Overall, improvement in human capital can offset some of the decline in fertility: On average, people may have fewer children, but those are more likely to grow into stronger and more capable workers. There is also strong evidence of a rise in robotisation in ageing societies.
Due to a combination of these factors, industrial productivity in the A-10 has grown at 3-5 per cent a year, and the pace itself has accelerated meaningfully over the past decade.
There are industries like electronics assembly, garments and toys where significant automation is still difficult. These are the most likely to shift out of the ageing economies to younger ones, granted that the latter build infrastructure and integrate into global value-chains to absorb this shift.

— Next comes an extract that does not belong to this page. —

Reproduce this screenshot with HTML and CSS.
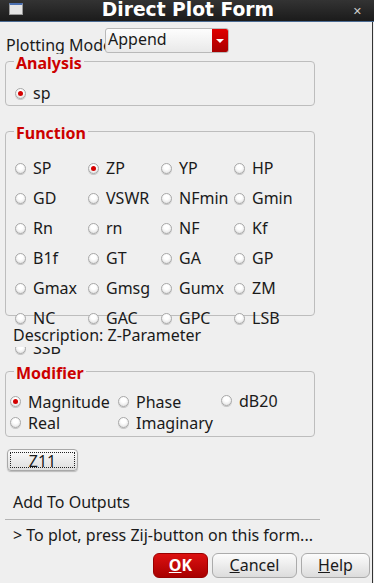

We modelled global demand-supply for goods over the next five years, using consensus forecasts for growth, and some reasonable assumptions on the split of goods and services consumption. We found that A-10 industrial labour supply may even remain in surplus, contingent on the younger economies (India, Indonesia, Philippines) successfully deploying their workers, and productivity growth in China not slowing down substantially. Even if China’s productivity growth slows by 2 per cent annually, it would still have surplus labour; only if it slows by 4 per cent would it face worker shortages. The risk, thus, is more in fragmenting global value chains slowing down productivity growth and less in the availability of workers.
From a longer-term perspective, the main lesson for countries with younger populations like India is to focus on improving human capital, urgently closing gaps in early-childhood nutrition and educational outcomes, and in accelerating the process of economic formalisation. With fertility rates falling sharply, the children born today will be the adult workers when the workforce starts shrinking — making them capable of doing more should be our priority.